> Exercise prompt:
Records follow. Pull out every line that contains "What".

> Exercise inputs:
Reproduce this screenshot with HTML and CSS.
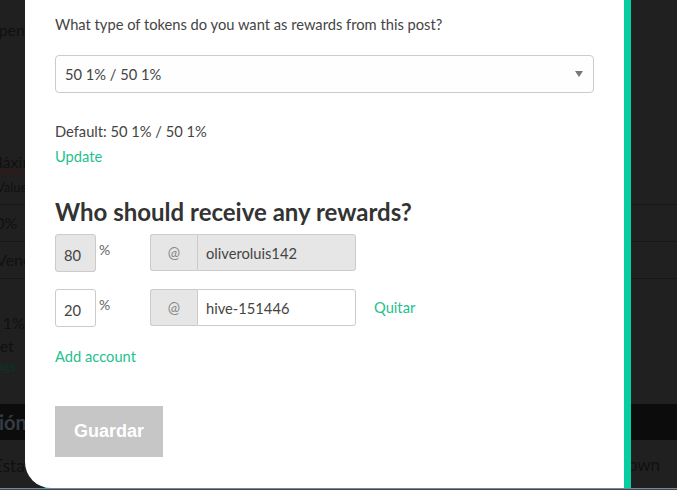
FILE: index.html
```html
<!DOCTYPE html>
<html lang="es">
<head>
<meta charset="UTF-8">
<title>Beneficiarios</title>
<link rel="stylesheet" href="styles.css">
</head>
<body>
    <div class="page">
        <p class="bg-line bg-top">Open the post</p>
        <p class="bg-line bg-mark"><span class="typo">Máximo</span></p>
        <p class="bg-line bg-small">Values are</p>
        <div class="bg-row">50%</div>
        <div class="bg-row">Venezuela</div>
        <p class="bg-line bg-pct">50 1% / 50 1%</p>
        <p class="bg-line bg-et">Set</p>
        <p class="bg-line bg-link">Settings</p>
        <div class="bg-band">Opción</div>
        <p class="bg-line bg-foot">Esta publicación</p>
        <p class="bg-right">Dropdown</p>
    </div>

    <div class="modal">
        <p class="question">What type of tokens do you want as rewards from this post?</p>
        <div class="select">
            <span>50 1% / 50 1%</span>
            <span class="caret"></span>
        </div>
        <p class="default">Default: 50 1% / 50 1%</p>
        <a class="link" href="#">Update</a>

        <h2>Who should receive any rewards?</h2>

        <div class="bene-row">
            <input class="pct" type="text" value="80" disabled>
            <span class="pct-sign">%</span>
            <div class="account">
                <span class="at">@</span>
                <input class="name" type="text" value="oliveroluis142" disabled>
            </div>
        </div>
        <div class="bene-row">
            <input class="pct" type="text" value="20">
            <span class="pct-sign">%</span>
            <div class="account">
                <span class="at">@</span>
                <input class="name" type="text" value="hive-151446">
            </div>
            <a class="link remove" href="#">Quitar</a>
        </div>

        <a class="link add" href="#">Add account</a>

        <button class="save" disabled>Guardar</button>
    </div>

    <div class="window-edge"></div>
</body>
</html>
```

FILE: styles.css
```css
html, body {
    margin: 0;
    height: 490px;
    overflow: hidden;
}
body {
    position: relative;
    background-color: #202020;
    font-family: 'Lato', sans-serif;
}

/* page behind the dimmed overlay */
.page {
    color: #101010;
    font-size: 16px;
}
.bg-line {
    margin: 0;
    white-space: nowrap;
}
.bg-top {
    margin-left: -14px;
    padding-top: 20px;
}
.bg-mark {
    margin-top: 113px;
    margin-left: -12px;
}
.typo {
    text-decoration: underline wavy #3a1414;
}
.bg-small {
    margin-top: 8px;
    margin-left: -4px;
    font-size: 13px;
    padding-bottom: 9px;
    border-bottom: 1px solid #171717;
}
.bg-row {
    height: 36px;
    line-height: 36px;
    margin-left: -14px;
    border-bottom: 1px solid #171717;
}
.bg-row + .bg-row {
    margin-left: -4px;
}
.bg-pct {
    margin-top: 34px;
    margin-left: -20px;
}
.bg-et {
    margin-top: 4px;
    margin-left: -9px;
}
.bg-link {
    margin-top: 2px;
    margin-left: -33px;
    color: #0d3327;
    font-size: 14px;
}
.bg-band {
    margin-top: 30px;
    height: 36px;
    line-height: 36px;
    background-color: #0c0c0c;
    color: #353c45;
    font-weight: bold;
    font-size: 20px;
    text-indent: -38px;
}
.bg-foot {
    margin-top: 15px;
    margin-left: -7px;
    font-size: 17px;
}
.bg-right {
    position: absolute;
    right: 17px;
    top: 454px;
    margin: 0;
    font-size: 17px;
}

/* dialog */
.modal {
    position: absolute;
    left: 25px;
    top: -20px;
    width: 539px;
    height: 508px;
    padding: 0 30px;
    background-color: #fff;
    border-radius: 0 0 0 26px;
    box-shadow: 7px 3px 0 #05cfa1;
    color: #444;
    font-size: 14.7px;
}
.question {
    margin: 34px 0 21px;
    line-height: 20px;
}
.select {
    display: flex;
    justify-content: space-between;
    align-items: center;
    height: 36px;
    padding: 0 10px 0 9px;
    border: 1px solid #cbcbcb;
    border-radius: 4px;
    background-color: #fefefe;
    color: #444;
}
.caret {
    width: 0;
    height: 0;
    border-left: 4px solid transparent;
    border-right: 4px solid transparent;
    border-top: 6px solid #777;
}
.default {
    margin: 25px 0 0;
    line-height: 26px;
}
.link {
    display: block;
    line-height: 25px;
    color: #1fbf8f;
    text-decoration: none;
}
h2 {
    margin: 28px 0 7px;
    line-height: 30px;
    font-size: 24px;
    color: #333;
}
.bene-row {
    display: flex;
    align-items: flex-start;
    margin-bottom: 17px;
}
input {
    font-family: inherit;
    font-size: 14.7px;
    color: #444;
    box-sizing: border-box;
    height: 38px;
    border: 1px solid #cbcbcb;
    background-color: #fff;
    outline: none;
}
input:disabled {
    background-color: #e6e6e6;
    color: #444;
}
.pct {
    width: 41px;
    padding: 4px 0 0 8px;
    border-radius: 3px;
}
.pct-sign {
    width: 51px;
    padding: 9px 0 0 3px;
    font-size: 14px;
    line-height: 14px;
    color: #666;
}
.account {
    display: flex;
    width: 206px;
}
.at {
    flex: none;
    box-sizing: border-box;
    width: 47px;
    height: 37px;
    line-height: 35px;
    text-align: center;
    background-color: #e6e6e6;
    border: 1px solid #cbcbcb;
    border-right: none;
    border-radius: 3px 0 0 3px;
    color: #888;
}
.name {
    flex: 1;
    min-width: 0;
    height: 37px;
    padding: 0 8px;
    border-radius: 0 3px 3px 0;
}
.remove {
    margin-left: 18px;
    line-height: 36px;
}
.save {
    display: block;
    margin-top: 37px;
    width: 108px;
    height: 51px;
    border: none;
    background-color: #c6c6c7;
    color: #fff;
    font-family: 'Liberation Sans', Arial, sans-serif;
    font-weight: bold;
    font-size: 18px;
}

.window-edge {
    position: absolute;
    left: 0;
    right: 0;
    bottom: 0;
    height: 1px;
    border-top: 1px solid #7b8794;
    background-color: #3e4955;
}
```
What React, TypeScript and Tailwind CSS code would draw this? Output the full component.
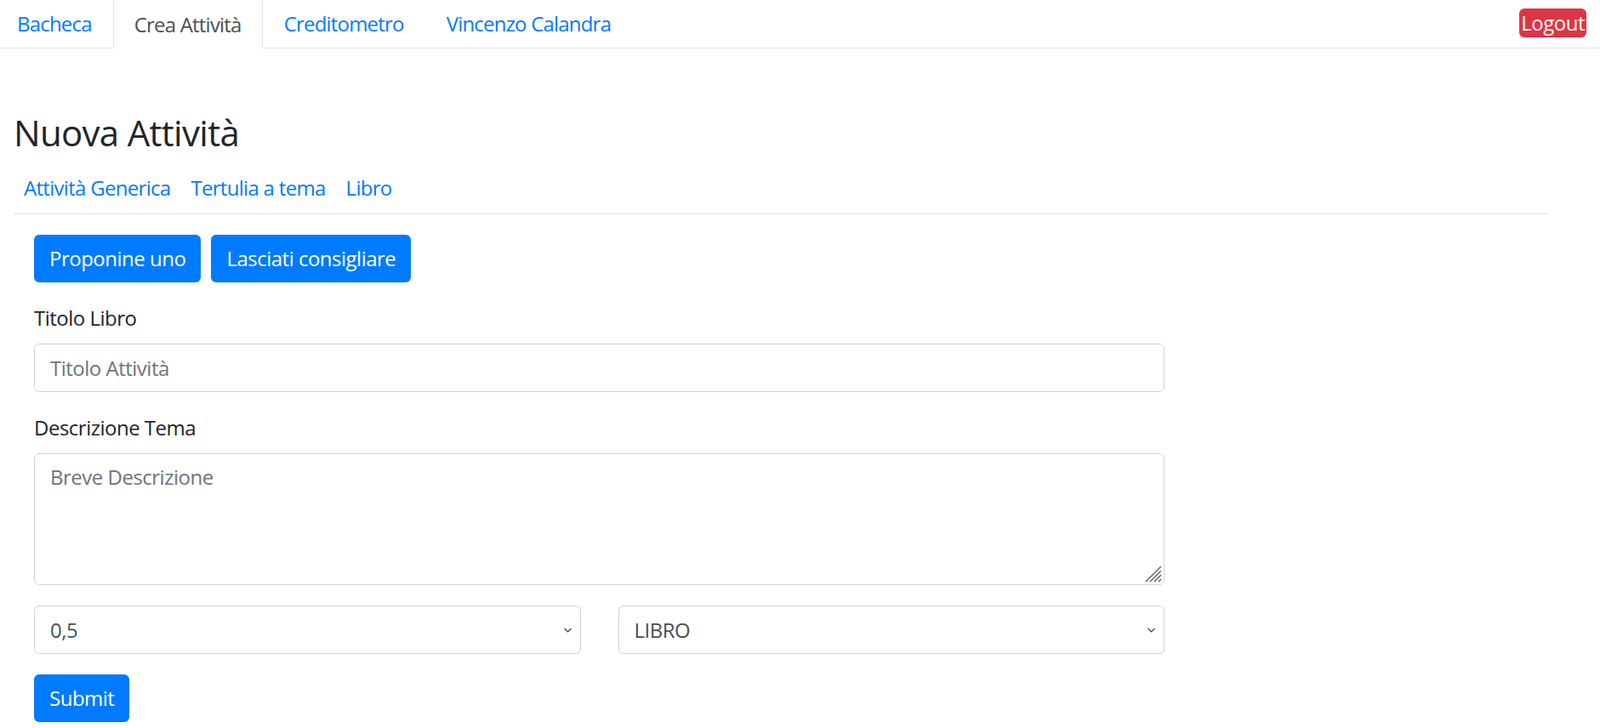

> Answer in full:
        <p class="question">What type of tokens do you want as rewards from this post?</p>
What React, TypeScript and Tailwind CSS code would draw this? Output the full component.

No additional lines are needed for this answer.